There is a complaint which is not to be found in the doctor’s books, but which is, nevertheless, such a common and troublesome one, that one heartily wishes some physic could be discovered which would cure it.

It may be called the nothing-to-do complaint.

Even quite little children are subject to it, but they never have it badly. Parents and nurses have only to give them something to do, or tell them of something to do, and the thing is put right. A puzzle or a picture-book relieves the attack at once.
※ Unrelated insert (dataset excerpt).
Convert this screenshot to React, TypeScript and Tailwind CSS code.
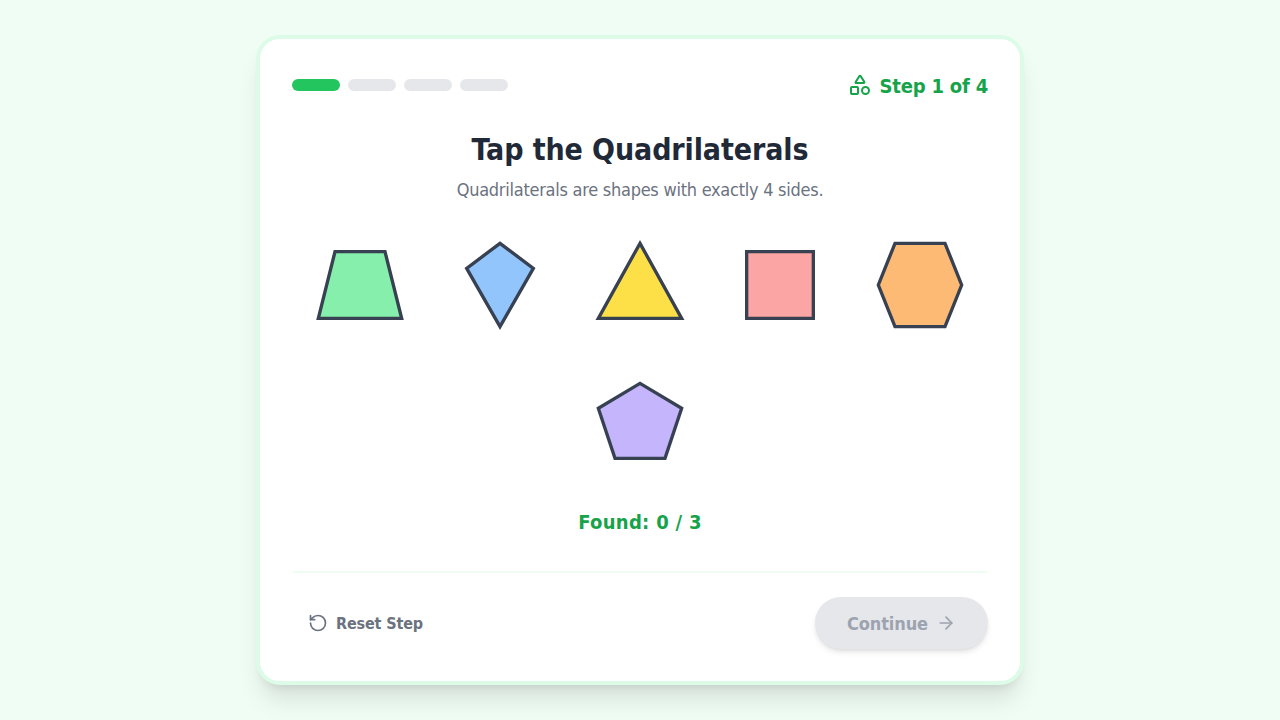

But after the children have out-grown puzzles, and picture-books, and nurses, and when even a parent’s advice is received with a little impatience, then the nothing-to-do complaint, if it seizes them at all, is a serious disease, and often very difficult to cure; and, if not cured, alas! then follows the melancholy spectacle of grown-up men and women, who are a plague to their friends, and a weariness to themselves; because, living under the notion that there is nothing for them to do, they want everybody else to do something to amuse them.

Anyone can laugh at the old story of the gentleman who got into such a fanciful state of mind—hypochondriacal, it is called—that he thought he was his own umbrella; and so, on coming in from a walk, would go and lay it in the easy-chair by the fire, while he himself went and leant up against the wall in a corner of the hall.
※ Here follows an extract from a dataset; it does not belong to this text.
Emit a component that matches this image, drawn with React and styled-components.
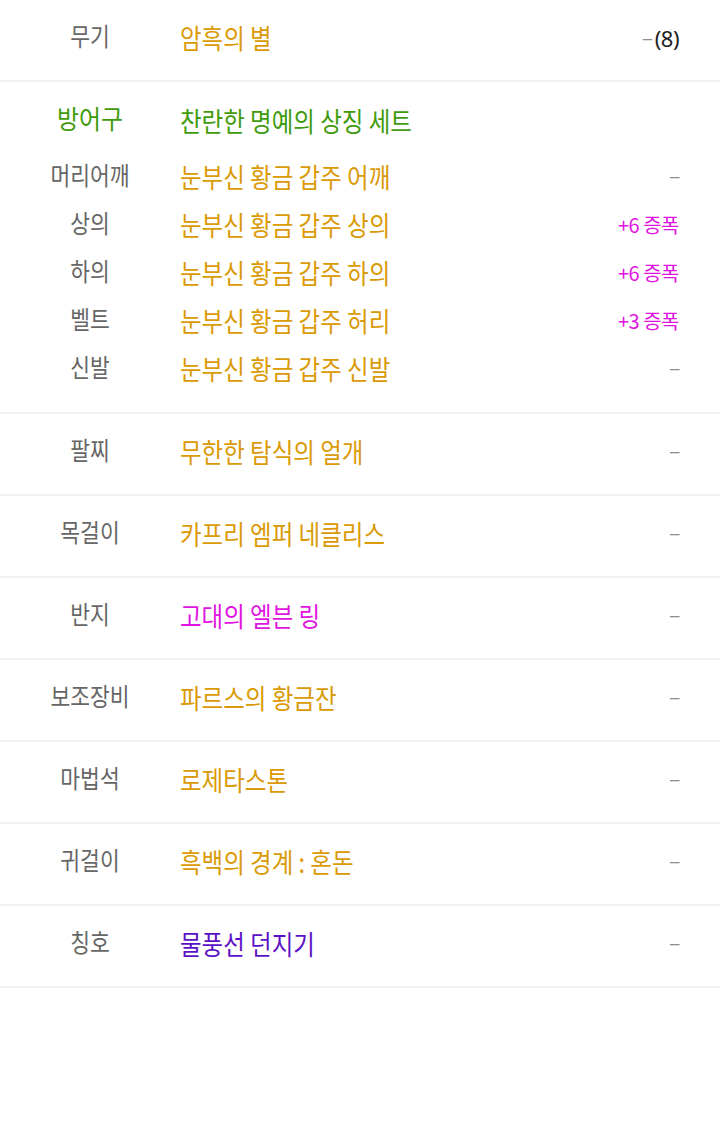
import React from 'react';
import styled, {createGlobalStyle} from 'styled-components';

const GlobalStyle = createGlobalStyle`
    body {
        margin: 0;
        background: #ffffff;
        font-family: "Noto Sans CJK KR", "Noto Sans", sans-serif;
    }
`;

const colors = {
    gold: '#da9a06',
    green: '#3f9b0b',
    magenta: '#e014e0',
    purple: '#5b10c6',
};

const List = styled.div`
    width: 720px;
`;

const Section = styled.section`
    padding: ${props => props.top || 14}px 0 ${props => props.bottom || 18}px;
    border-bottom: 2px solid #f1f1f1;
`;

const Row = styled.div`
    display: flex;
    align-items: flex-start;
    height: 48px;
    line-height: 48px;
    padding-right: 41px;
    margin-bottom: ${props => props.gap || 0}px;
`;

// the source font is narrow, so glyphs are squeezed horizontally
const Label = styled.div`
    flex: 0 0 180px;
    text-align: center;
    line-height: 42px;
    font-size: ${props => props.size || 25}px;
    color: ${props => props.color || '#666666'};
    transform: scaleX(${props => props.squeeze || 0.86});
    transform-origin: center;
    white-space: nowrap;
`;

const Name = styled.div`
    flex: 1;
    font-size: 27px;
    color: ${props => props.color};
    transform: scaleX(0.87);
    transform-origin: left center;
    white-space: nowrap;
`;

const Value = styled.div`
    font-size: 20px;
    color: ${colors.magenta};
    letter-spacing: -0.5px;
    white-space: nowrap;
`;

const Dash = styled.span`
    font-family: "Liberation Sans", sans-serif;
    font-size: 17px;
    color: #8c8c8c;
    vertical-align: ${props => props.lift || 4}px;
`;

const Count = styled.span`
    font-family: "Noto Sans", sans-serif;
    font-size: 22px;
    color: #1e1e1e;
    margin-left: 3px;
`;

const armor = [
    {label: '머리어깨', name: '눈부신 황금 갑주 어깨', amp: null},
    {label: '상의', name: '눈부신 황금 갑주 상의', amp: '+6 증폭'},
    {label: '하의', name: '눈부신 황금 갑주 하의', amp: '+6 증폭'},
    {label: '벨트', name: '눈부신 황금 갑주 허리', amp: '+3 증폭'},
    {label: '신발', name: '눈부신 황금 갑주 신발', amp: null},
];

const others = [
    {label: '팔찌', name: '무한한 탐식의 얼개', color: colors.gold},
    {label: '목걸이', name: '카프리 엠퍼 네클리스', color: colors.gold},
    {label: '반지', name: '고대의 엘븐 링', color: colors.magenta},
    {label: '보조장비', name: '파르스의 황금잔', color: colors.gold},
    {label: '마법석', name: '로제타스톤', color: colors.gold},
    {label: '귀걸이', name: '흑백의 경계 : 혼돈', color: colors.gold},
    {label: '칭호', name: '물풍선 던지기', color: colors.purple},
];

export default function App() {
    return (
        <List>
            <GlobalStyle />
            <Section>
                <Row>
                    <Label>무기</Label>
                    <Name color={colors.gold}>암흑의 별</Name>
                    <Value><Dash lift={3}>–</Dash><Count>(8)</Count></Value>
                </Row>
            </Section>

            <Section top={15} bottom={19}>
                <Row gap={8}>
                    <Label size={26} squeeze={0.92} color={colors.green}>방어구</Label>
                    <Name color={colors.green}>찬란한 명예의 상징 세트</Name>
                </Row>
                {armor.map(item => (
                    <Row key={item.label}>
                        <Label>{item.label}</Label>
                        <Name color={colors.gold}>{item.name}</Name>
                        <Value>{item.amp ? item.amp : <Dash>–</Dash>}</Value>
                    </Row>
                ))}
            </Section>

            {others.map(item => (
                <Section key={item.label}>
                    <Row>
                        <Label>{item.label}</Label>
                        <Name color={item.color}>{item.name}</Name>
                        <Value><Dash>–</Dash></Value>
                    </Row>
                </Section>
            ))}
        </List>
    );
}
But this gentleman was not a bit more fanciful and absurd than the people, whether young or old, who look out of windows on rainy days and groan because there is nothing to do; when, in reality, there is so much for everybody to do, that most people leave half their share undone.

The oddest part of the complaint is, that it generally comes on worst in those who from being comfortably off in the world, and from having had a great deal of education, have such a variety of things to do, that one would fancy they could never be at a loss for a choice.

But these are the very people who are most afflicted. It is always the young people who have books, and leisure, and music, and drawing, and gardens, and pleasure-grounds, and villagers to be kind to, who lounge to the rain-bespattered windows on a dull morning, and groan because there is nothing to do.

In justice to girls in general, it should be here mentioned, that they are on the whole less liable to the complaint than the young lords of the creation, who are supposed to be their superiors in sense. Philosophers may excuse this as they please, but the fact remains, that there are few large families in England, whose sisterhoods have not at times been teazed half out of their wits, by the growlings of its young gentlemen, during paroxysms of the nothing-to-do complaint; growling being one of its most characteristic symptoms.